Naming the files this way lets Facebook know the images will be used to create a 3D effect.

Uploading The Images To Facebook


1/ Open Facebook and go to your timeline. At the top of the page click on Photo/Video so you see the above.


2/ Open the folder where your two images are located. Hold down Ctrl, click on the first image then the second so both are selected. Now drag them to the space above which says 'Whats on Your Mind?' 

Its important you drag both the image files together to let Facebook know to use them to create a 3D image.


4/ The images will now start uploading.



5/ You'll now see a window similar to the above whilst Facebook creates the 3D image.

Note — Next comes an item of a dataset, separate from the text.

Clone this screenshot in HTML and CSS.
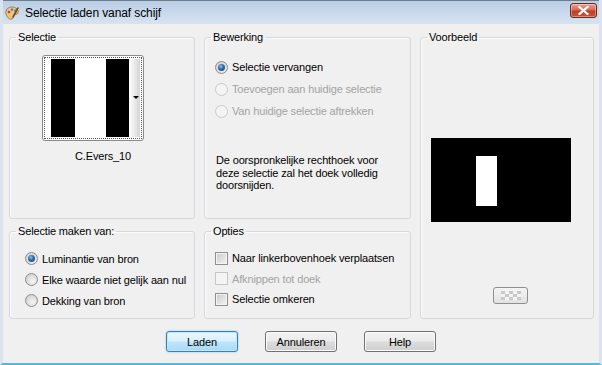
FILE: index.html
```html
<!DOCTYPE html>
<html lang="nl">
<head>
<meta charset="utf-8">
<title>Selectie laden vanaf schijf</title>
<link rel="stylesheet" href="styles.css">
</head>
<body>
<div class="window">
  <div class="titlebar">
    <svg class="app-icon" width="16" height="16" viewBox="0 0 16 16">
      <path d="M2 9 C1 5 4 2 8 2 C12 2 15 5 14 8 C13 10 11 9 10 10 C9 11 10 13 8 14 C5 15 3 12 2 9 Z" fill="#e9c48c" stroke="#9a6a3a" stroke-width="0.8"/>
      <circle cx="5" cy="7" r="1.3" fill="#d23a2a"/>
      <circle cx="8" cy="4.6" r="1.2" fill="#2e7bd6"/>
      <circle cx="11.3" cy="5.8" r="1.2" fill="#3aa845"/>
      <circle cx="5.5" cy="10.8" r="1.2" fill="#f0d020"/>
      <path d="M9 12 L14 3" stroke="#7a4a20" stroke-width="1.6" stroke-linecap="round"/>
    </svg>
    <span class="title">Selectie laden vanaf schijf</span>
    <button class="close" type="button" aria-label="Sluiten">
      <svg width="11" height="9" viewBox="0 0 11 9"><path d="M1.5 1 L9.5 8 M9.5 1 L1.5 8" stroke="#fff" stroke-width="2.2" stroke-linecap="square"/></svg>
    </button>
  </div>
  <div class="client">
    <div class="groups">
      <fieldset class="group g-selectie">
        <legend>Selectie</legend>
        <div class="thumb">
          <div class="thumb-focus">
            <span class="bar black w24"></span>
            <span class="bar white w31"></span>
            <span class="bar black w23"></span>
            <span class="strip"><span class="arrow"></span></span>
          </div>
        </div>
        <div class="thumb-name">C.Evers_10</div>
      </fieldset>

      <fieldset class="group g-bewerking">
        <legend>Bewerking</legend>
        <div class="options first">
          <div class="opt"><span class="radio checked"></span><span>Selectie vervangen</span></div>
          <div class="opt disabled"><span class="radio"></span><span>Toevoegen aan huidige selectie</span></div>
          <div class="opt disabled"><span class="radio"></span><span>Van huidige selectie aftrekken</span></div>
        </div>
        <p class="note">De oorspronkelijke rechthoek voor deze selectie zal het doek volledig doorsnijden.</p>
      </fieldset>

      <fieldset class="group g-voorbeeld">
        <legend>Voorbeeld</legend>
        <div class="preview"><span class="preview-sel"></span></div>
        <button class="mini" type="button" aria-label="Achtergrond">
          <svg width="20" height="9" viewBox="0 0 20 9">
            <rect width="20" height="9" fill="#f4f4f4"/>
            <rect x="0" y="0" width="4" height="3" fill="#c9c9c9"/>
            <rect x="8" y="0" width="4" height="3" fill="#c9c9c9"/>
            <rect x="16" y="0" width="4" height="3" fill="#c9c9c9"/>
            <rect x="4" y="3" width="4" height="3" fill="#c9c9c9"/>
            <rect x="12" y="3" width="4" height="3" fill="#c9c9c9"/>
            <rect x="0" y="6" width="4" height="3" fill="#c9c9c9"/>
            <rect x="8" y="6" width="4" height="3" fill="#c9c9c9"/>
            <rect x="16" y="6" width="4" height="3" fill="#c9c9c9"/>
          </svg>
        </button>
      </fieldset>

      <fieldset class="group g-maken">
        <legend>Selectie maken van:</legend>
        <div class="options second">
          <div class="opt"><span class="radio checked"></span><span>Luminantie van bron</span></div>
          <div class="opt"><span class="radio"></span><span>Elke waarde niet gelijk aan nul</span></div>
          <div class="opt"><span class="radio"></span><span>Dekking van bron</span></div>
        </div>
      </fieldset>

      <fieldset class="group g-opties">
        <legend>Opties</legend>
        <div class="options second">
          <div class="opt"><span class="check"></span><span>Naar linkerbovenhoek verplaatsen</span></div>
          <div class="opt disabled"><span class="check"></span><span>Afknippen tot doek</span></div>
          <div class="opt"><span class="check"></span><span>Selectie omkeren</span></div>
        </div>
      </fieldset>
    </div>
    <div class="buttons">
      <button class="btn default" type="button">Laden</button>
      <button class="btn" type="button">Annuleren</button>
      <button class="btn" type="button">Help</button>
    </div>
  </div>
</div>
</body>
</html>
```

FILE: styles.css
```css
html, body {
  margin: 0;
  padding: 0;
  background: #f0f0f0;
}

body {
  font-family: "Liberation Sans", Arial, sans-serif;
  font-size: 11px;
  letter-spacing: -0.15px;
  color: #000;
}

.window {
  width: 602px;
  height: 365px;
  box-sizing: border-box;
  background: #f0f0f0;
  border-left: 3px solid #dbe4ee;
  border-right: 3px solid #dbe4ee;
  border-bottom: 2px solid #55b8e0;
  display: flex;
  flex-direction: column;
  overflow: hidden;
}

.titlebar {
  height: 24px;
  margin: 0 -3px;
  box-sizing: border-box;
  border-top: 1px solid #707f90;
  background: linear-gradient(#b9cde4 0%, #c7d8eb 45%, #d7e3f1 100%);
  display: flex;
  align-items: center;
  padding: 0 5px 0 4px;
  flex: none;
}

.app-icon {
  flex: none;
  margin-top: 1px;
}

.title {
  margin-left: 5px;
  font-size: 12px;
  letter-spacing: -0.1px;
  color: #000;
  flex: 1;
}

.close {
  width: 27px;
  height: 15px;
  margin-top: -5px;
  padding: 0;
  border: 1px solid #6f2a20;
  border-radius: 3px;
  background: linear-gradient(#e8a595 0%, #d46a55 45%, #bf3d25 55%, #c9553c 100%);
  display: flex;
  align-items: center;
  justify-content: center;
  box-shadow: inset 0 0 0 1px rgba(255, 255, 255, 0.35);
}

.client {
  padding: 7px 0 0 6px;
  flex: 1;
  display: flex;
  flex-direction: column;
}

.groups {
  display: grid;
  grid-template-columns: 186px 207px 174px;
  grid-template-rows: 188px 94px;
  column-gap: 9px;
  row-gap: 6px;
}

.group {
  margin: 0;
  padding: 0 10px;
  border: 1px solid #d5d9dd;
  border-radius: 3px;
  box-shadow: inset 1px 1px 0 #fbfbfb;
  min-width: 0;
  box-sizing: border-box;
}

.group legend {
  padding: 0 2px;
  margin-left: -4px;
  line-height: 13px;
  font-size: 11px;
}

.g-selectie { grid-column: 1; grid-row: 1; }
.g-bewerking { grid-column: 2; grid-row: 1; }
.g-voorbeeld { grid-column: 3; grid-row: 1 / span 2; }
.g-maken { grid-column: 1; grid-row: 2; }
.g-opties { grid-column: 2; grid-row: 2; }

/* Selectie thumbnail */
.thumb {
  width: 102px;
  height: 86px;
  box-sizing: border-box;
  margin: 11px 0 0 22px;
  border: 1px solid #8a8a8a;
  border-radius: 3px;
  background: #fff;
  padding: 1px;
}

.thumb-focus {
  height: 100%;
  box-sizing: border-box;
  border: 1px dotted #555;
  padding: 1px 1px 1px 6px;
  display: flex;
}

.bar { display: block; height: 100%; }
.black { background: #000; }
.white { background: #fff; }
.w24 { width: 24px; }
.w31 { width: 31px; }
.w23 { width: 23px; }

.strip {
  flex: 1;
  position: relative;
  background: linear-gradient(90deg, #ffffff 0%, #eeeeee 40%, #d4d4d4 100%);
}

.arrow {
  position: absolute;
  right: 1px;
  top: 37px;
  width: 0;
  height: 0;
  border-left: 3px solid transparent;
  border-right: 3px solid transparent;
  border-top: 3px solid #000;
}

.thumb-name {
  margin-top: 9px;
  text-align: center;
  line-height: 13px;
  padding-left: 2px;
}

/* Options */
.options.first { padding-top: 12px; }
.options.second { padding-top: 9px; }

.opt {
  height: 22px;
  display: flex;
  align-items: center;
  gap: 4px;
  white-space: nowrap;
}

.g-maken .opt { height: 21px; }
.g-maken .options { padding-left: 5px; padding-top: 10px; }
.g-opties .opt { height: 20.5px; }
.g-opties .options { padding-top: 10px; }

.opt.disabled { color: #a3a3a3; }

.radio {
  width: 13px;
  height: 13px;
  box-sizing: border-box;
  border-radius: 50%;
  border: 1px solid #8a8d91;
  background: radial-gradient(circle at 60% 65%, #f6f6f6 0%, #dcdcdc 55%, #c9c9c9 100%);
  position: relative;
  flex: none;
}

.radio.checked::after {
  content: "";
  position: absolute;
  left: 2px;
  top: 2px;
  width: 7px;
  height: 7px;
  border-radius: 50%;
  background: radial-gradient(circle at 40% 35%, #8fc4ea 0%, #2d6aa3 45%, #173f66 100%);
}

.disabled .radio {
  border-color: #c8cacc;
  background: #f4f4f4;
}

.check {
  width: 13px;
  height: 13px;
  box-sizing: border-box;
  border: 1px solid #8e8f8f;
  background: linear-gradient(135deg, #c9c9c9 0%, #e4e4e4 60%, #f2f2f2 100%);
  box-shadow: inset 0 0 0 1px #f4f4f4;
  flex: none;
}

.disabled .check {
  border-color: #c6c6c6;
  background: #f4f4f4;
  box-shadow: none;
}

.note {
  margin: 32px 0 0 1px;
  line-height: 12.5px;
  width: 170px;
}

/* Voorbeeld */
.preview {
  width: 140px;
  height: 84px;
  margin: 94px 0 0 0;
  background: #000;
  position: relative;
}

.preview-sel {
  position: absolute;
  left: 45px;
  top: 18px;
  width: 21px;
  height: 50px;
  background: #fff;
}

.mini {
  display: flex;
  align-items: center;
  justify-content: center;
  width: 35px;
  height: 17px;
  margin: 65px 0 0 62px;
  padding: 0;
  border: 1px solid #8f8f8f;
  border-radius: 3px;
  background: linear-gradient(#f4f4f4, #e2e2e2);
}

/* Buttons */
.buttons {
  display: flex;
  justify-content: center;
  gap: 27px;
  margin-top: 12px;
  margin-left: -6px;
}

.btn {
  width: 72px;
  height: 21px;
  padding: 0;
  font-family: "Liberation Sans", Arial, sans-serif;
  font-size: 11px;
  letter-spacing: -0.15px;
  color: #000;
  border: 1px solid #707070;
  border-radius: 3px;
  background: linear-gradient(#f2f2f2 0%, #ebebeb 48%, #dcdcdc 52%, #cfcfcf 100%);
  box-shadow: inset 0 0 0 1px #fbfbfb;
}

.btn.default {
  border-color: #3c7fb1;
  background: linear-gradient(#eaf6fd 0%, #d9f0fc 48%, #bee6fd 52%, #a7d9f5 100%);
  box-shadow: inset 0 0 0 1px #c3e6f9, 0 0 2px #7cc4ea;
}
```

6/ Once the 3D image has been created click on the Post tab at the bottom of the image window.



Your image should now look 3D and be ready to share with the world. 

Using a Second Life viewer to create the depth map saves a lot of time and effort, although it does have its limitations. For example, its not easy to limit the depth map's light and dark tones, which as noted above would produce a better parallax effect. The depth map can however still be edited in software such as Gimp or Photoshop to add or change tones, if you have the patience to do so. 

On a final note, if you want to create 3D images with RL photos, take a look at OmniVirt. This website allows you to upload an image, from which a depth map can be generated. The depth map will probably not be perfect since this function is still in beta and will need further editing, but this is a much better way of creating the depth map than starting from scratch.